▸ **Given information**:
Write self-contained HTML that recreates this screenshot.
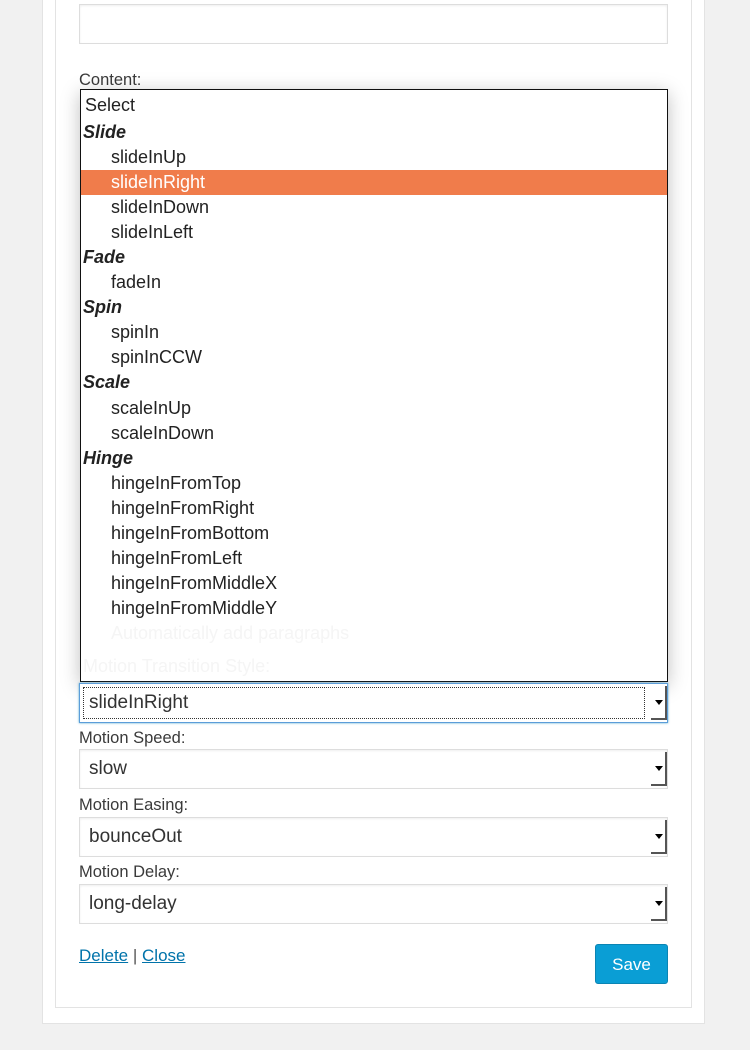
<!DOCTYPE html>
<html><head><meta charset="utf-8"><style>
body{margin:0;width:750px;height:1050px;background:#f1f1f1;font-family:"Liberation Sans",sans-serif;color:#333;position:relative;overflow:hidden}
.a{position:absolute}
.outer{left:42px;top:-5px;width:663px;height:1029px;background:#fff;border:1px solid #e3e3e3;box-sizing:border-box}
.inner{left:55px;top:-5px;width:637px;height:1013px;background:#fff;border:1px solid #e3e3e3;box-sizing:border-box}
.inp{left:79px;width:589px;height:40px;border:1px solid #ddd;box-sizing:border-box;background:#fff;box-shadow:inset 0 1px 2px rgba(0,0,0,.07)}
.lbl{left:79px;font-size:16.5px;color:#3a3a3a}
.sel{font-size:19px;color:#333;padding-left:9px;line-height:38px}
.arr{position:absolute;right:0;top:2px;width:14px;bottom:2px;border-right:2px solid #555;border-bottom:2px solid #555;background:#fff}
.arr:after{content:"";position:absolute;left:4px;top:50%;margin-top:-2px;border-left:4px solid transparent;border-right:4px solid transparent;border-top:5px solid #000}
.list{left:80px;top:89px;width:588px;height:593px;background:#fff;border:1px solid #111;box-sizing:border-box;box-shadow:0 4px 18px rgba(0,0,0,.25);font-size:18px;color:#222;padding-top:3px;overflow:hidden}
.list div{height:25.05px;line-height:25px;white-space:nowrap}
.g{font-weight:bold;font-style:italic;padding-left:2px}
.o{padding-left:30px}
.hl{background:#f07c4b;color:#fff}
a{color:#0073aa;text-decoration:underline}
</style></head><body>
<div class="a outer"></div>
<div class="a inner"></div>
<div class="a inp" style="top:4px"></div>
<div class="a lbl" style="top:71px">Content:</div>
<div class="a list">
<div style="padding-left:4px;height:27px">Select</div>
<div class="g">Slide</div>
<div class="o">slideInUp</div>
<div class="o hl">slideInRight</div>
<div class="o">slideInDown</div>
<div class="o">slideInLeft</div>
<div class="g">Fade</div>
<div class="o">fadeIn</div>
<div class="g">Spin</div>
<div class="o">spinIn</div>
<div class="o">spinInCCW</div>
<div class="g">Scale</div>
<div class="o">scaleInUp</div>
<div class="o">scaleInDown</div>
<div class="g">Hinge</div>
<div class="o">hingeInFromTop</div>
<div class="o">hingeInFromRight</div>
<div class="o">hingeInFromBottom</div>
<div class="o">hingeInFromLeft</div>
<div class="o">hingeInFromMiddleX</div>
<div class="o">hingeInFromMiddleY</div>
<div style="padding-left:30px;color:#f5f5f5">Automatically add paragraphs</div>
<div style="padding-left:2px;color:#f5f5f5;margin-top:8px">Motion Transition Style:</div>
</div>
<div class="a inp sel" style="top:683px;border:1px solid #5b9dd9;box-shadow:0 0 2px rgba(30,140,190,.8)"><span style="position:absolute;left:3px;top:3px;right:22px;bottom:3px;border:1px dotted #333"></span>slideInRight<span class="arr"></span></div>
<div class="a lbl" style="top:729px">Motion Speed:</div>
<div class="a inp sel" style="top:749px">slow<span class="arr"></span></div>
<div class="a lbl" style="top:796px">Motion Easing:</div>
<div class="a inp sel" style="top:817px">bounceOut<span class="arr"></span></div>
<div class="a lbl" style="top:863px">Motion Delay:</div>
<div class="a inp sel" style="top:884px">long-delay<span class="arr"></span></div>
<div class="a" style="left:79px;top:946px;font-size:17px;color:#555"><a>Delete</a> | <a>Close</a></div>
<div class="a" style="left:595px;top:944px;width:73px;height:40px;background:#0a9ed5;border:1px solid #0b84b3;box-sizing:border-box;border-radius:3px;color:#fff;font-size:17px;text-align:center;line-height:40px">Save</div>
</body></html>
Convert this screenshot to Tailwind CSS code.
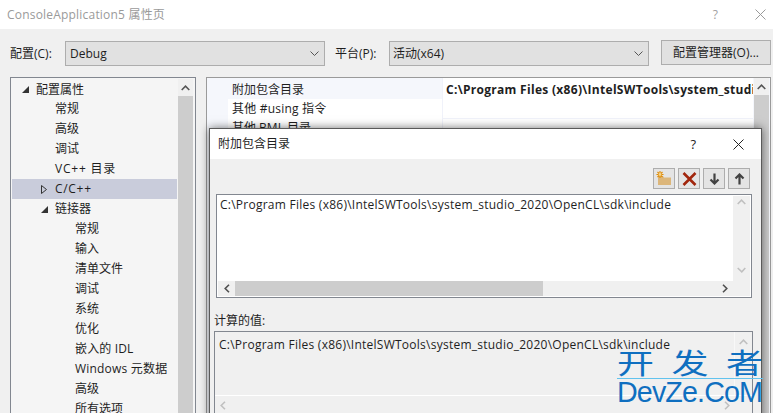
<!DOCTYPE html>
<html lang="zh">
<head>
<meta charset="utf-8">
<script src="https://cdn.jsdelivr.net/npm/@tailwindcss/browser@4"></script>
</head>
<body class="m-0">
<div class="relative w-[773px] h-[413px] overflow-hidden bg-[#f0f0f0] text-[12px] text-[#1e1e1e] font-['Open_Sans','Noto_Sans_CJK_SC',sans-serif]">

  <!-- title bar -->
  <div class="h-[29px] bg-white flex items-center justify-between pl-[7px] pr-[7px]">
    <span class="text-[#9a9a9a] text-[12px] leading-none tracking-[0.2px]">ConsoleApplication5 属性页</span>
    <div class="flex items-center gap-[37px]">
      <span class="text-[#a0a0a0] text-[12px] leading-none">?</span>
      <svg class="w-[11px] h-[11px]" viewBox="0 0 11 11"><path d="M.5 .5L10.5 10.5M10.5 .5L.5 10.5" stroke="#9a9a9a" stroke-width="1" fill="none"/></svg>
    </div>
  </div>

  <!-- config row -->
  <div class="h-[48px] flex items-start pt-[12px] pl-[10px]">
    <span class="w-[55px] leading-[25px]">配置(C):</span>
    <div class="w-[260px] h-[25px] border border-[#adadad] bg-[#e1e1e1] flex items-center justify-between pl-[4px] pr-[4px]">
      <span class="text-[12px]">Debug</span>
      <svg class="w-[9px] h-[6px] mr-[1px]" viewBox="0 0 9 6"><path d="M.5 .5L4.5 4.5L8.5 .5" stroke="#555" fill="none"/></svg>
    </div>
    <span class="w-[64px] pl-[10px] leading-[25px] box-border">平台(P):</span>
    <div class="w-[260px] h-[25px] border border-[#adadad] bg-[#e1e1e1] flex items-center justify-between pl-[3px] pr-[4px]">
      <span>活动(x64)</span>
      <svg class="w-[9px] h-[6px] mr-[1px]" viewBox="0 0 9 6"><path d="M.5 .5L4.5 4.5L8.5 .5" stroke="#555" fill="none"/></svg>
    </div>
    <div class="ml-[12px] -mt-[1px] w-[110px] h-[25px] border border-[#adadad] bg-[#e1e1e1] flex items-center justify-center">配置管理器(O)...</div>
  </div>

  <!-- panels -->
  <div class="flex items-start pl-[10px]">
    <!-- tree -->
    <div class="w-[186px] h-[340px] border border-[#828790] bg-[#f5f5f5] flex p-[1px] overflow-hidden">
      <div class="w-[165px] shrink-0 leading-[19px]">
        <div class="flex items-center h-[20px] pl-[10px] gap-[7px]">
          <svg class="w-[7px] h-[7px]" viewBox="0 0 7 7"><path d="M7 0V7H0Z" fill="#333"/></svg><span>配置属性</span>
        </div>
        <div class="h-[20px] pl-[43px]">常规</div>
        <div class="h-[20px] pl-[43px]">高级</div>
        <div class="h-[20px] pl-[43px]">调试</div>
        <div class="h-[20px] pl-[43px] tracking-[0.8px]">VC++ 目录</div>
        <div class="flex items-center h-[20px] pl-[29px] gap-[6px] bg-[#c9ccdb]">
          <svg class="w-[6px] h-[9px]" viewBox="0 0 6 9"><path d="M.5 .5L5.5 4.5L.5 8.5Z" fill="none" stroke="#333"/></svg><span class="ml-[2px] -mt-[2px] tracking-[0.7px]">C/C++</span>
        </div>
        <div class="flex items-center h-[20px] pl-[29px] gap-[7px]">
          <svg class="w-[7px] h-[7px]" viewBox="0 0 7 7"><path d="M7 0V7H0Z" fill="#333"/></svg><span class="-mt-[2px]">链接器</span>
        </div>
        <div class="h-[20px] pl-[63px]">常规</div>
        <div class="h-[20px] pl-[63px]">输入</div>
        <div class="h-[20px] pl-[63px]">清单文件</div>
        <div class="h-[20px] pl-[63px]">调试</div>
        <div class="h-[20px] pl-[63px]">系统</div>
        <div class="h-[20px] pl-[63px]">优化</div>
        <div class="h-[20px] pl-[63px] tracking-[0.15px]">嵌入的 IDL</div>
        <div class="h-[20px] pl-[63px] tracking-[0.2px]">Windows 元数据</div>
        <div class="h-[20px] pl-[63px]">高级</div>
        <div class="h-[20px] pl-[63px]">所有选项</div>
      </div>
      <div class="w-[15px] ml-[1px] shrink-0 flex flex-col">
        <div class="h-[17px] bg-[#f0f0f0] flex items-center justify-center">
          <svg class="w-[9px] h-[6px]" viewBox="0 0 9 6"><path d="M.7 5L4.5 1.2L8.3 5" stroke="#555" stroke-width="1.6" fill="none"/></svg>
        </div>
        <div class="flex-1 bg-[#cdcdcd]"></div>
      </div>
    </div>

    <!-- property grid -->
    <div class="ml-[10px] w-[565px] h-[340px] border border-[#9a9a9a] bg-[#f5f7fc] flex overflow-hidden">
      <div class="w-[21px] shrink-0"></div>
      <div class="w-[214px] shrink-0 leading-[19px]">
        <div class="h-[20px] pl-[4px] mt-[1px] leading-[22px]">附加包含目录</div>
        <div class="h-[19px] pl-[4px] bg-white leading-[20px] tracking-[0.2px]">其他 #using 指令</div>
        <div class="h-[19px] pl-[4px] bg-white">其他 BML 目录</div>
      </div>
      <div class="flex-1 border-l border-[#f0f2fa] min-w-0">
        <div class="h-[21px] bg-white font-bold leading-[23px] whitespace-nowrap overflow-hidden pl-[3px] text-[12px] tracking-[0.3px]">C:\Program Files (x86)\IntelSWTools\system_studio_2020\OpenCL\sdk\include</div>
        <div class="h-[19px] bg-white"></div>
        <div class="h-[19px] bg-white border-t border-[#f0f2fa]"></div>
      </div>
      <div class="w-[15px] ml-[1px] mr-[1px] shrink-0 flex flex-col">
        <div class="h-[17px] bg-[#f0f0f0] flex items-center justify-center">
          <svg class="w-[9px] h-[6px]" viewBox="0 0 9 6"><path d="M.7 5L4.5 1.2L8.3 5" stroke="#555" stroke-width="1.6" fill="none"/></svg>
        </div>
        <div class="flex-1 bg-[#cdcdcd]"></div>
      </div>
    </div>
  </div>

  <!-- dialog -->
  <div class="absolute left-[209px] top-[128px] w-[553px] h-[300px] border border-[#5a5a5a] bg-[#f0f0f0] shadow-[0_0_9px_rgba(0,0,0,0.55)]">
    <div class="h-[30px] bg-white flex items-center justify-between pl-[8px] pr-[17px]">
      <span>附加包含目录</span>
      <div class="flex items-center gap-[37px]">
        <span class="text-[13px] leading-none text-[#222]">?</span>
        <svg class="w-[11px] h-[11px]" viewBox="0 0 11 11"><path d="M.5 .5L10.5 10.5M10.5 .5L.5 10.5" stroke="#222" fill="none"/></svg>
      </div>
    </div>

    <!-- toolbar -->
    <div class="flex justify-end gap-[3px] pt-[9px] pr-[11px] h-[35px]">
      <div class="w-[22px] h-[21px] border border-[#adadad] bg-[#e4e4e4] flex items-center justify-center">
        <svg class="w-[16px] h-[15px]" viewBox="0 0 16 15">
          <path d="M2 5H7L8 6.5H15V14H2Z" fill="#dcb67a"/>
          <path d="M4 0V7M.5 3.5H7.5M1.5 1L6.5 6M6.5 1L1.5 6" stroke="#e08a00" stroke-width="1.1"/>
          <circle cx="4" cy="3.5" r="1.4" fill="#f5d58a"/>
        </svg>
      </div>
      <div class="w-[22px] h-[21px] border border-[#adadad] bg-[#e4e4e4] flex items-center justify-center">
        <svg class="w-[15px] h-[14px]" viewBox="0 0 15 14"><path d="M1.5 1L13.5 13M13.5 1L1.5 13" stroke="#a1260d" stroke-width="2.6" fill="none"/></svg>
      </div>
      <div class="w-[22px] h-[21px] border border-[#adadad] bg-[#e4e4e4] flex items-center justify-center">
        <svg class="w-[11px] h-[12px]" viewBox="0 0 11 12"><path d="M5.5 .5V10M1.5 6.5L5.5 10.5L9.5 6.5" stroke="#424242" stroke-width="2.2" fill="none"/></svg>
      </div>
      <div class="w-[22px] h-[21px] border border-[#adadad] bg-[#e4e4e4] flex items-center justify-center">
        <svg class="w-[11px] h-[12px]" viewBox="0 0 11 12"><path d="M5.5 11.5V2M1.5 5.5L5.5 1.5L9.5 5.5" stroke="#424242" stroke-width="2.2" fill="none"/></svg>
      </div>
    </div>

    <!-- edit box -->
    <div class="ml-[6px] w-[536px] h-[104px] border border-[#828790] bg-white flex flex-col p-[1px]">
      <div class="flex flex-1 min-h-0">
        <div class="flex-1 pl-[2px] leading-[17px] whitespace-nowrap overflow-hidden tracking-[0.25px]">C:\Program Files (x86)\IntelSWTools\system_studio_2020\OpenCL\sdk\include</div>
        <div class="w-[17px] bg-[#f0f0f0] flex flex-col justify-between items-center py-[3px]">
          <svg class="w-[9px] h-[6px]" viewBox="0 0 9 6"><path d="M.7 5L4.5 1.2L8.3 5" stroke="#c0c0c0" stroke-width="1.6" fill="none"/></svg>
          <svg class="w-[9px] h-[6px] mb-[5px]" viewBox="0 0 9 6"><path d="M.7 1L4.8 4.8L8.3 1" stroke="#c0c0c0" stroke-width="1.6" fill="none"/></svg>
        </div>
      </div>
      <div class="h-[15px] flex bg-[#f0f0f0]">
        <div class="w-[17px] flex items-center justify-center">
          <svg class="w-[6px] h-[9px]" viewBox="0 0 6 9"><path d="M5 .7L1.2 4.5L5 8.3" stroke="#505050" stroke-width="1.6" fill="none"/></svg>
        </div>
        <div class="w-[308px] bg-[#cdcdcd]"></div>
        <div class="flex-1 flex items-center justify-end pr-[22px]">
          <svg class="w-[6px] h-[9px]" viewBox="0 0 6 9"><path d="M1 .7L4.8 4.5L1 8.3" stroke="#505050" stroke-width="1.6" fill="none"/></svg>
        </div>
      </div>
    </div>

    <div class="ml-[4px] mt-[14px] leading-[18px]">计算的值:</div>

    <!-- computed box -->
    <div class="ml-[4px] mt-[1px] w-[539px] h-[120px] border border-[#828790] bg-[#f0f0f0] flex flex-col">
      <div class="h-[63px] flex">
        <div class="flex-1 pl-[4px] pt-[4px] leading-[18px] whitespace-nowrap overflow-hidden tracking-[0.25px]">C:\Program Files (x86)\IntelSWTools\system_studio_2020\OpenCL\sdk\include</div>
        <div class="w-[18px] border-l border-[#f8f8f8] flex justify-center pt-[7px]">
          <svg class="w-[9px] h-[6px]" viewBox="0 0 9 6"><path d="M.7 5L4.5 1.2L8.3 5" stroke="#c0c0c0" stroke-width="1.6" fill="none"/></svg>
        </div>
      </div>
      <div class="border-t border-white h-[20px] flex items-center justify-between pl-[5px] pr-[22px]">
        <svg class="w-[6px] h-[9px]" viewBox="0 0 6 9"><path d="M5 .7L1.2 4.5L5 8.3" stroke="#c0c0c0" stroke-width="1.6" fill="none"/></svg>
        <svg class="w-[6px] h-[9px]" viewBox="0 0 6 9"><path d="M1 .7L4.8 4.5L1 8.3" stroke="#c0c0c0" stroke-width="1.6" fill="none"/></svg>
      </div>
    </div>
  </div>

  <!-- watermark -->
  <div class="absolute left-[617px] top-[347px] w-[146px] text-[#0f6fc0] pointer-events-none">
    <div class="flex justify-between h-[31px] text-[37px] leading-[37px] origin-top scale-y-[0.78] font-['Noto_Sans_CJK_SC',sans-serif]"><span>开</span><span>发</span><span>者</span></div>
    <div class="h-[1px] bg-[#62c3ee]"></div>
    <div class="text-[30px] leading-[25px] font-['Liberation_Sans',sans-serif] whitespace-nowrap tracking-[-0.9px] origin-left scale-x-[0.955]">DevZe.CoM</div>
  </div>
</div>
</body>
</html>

▸ **Problem**: Pull out only the lines from the one with "Convert this screenshot to Tailwind CSS code." up to and including the one with "w-[773px] h-[413px] overflow-hidden", and drop any pictures along the way.

▸ **Result**:
Convert this screenshot to Tailwind CSS code.
<!DOCTYPE html>
<html lang="zh">
<head>
<meta charset="utf-8">
<script src="https://cdn.jsdelivr.net/npm/@tailwindcss/browser@4"></script>
</head>
<body class="m-0">
<div class="relative w-[773px] h-[413px] overflow-hidden bg-[#f0f0f0] text-[12px] text-[#1e1e1e] font-['Open_Sans','Noto_Sans_CJK_SC',sans-serif]">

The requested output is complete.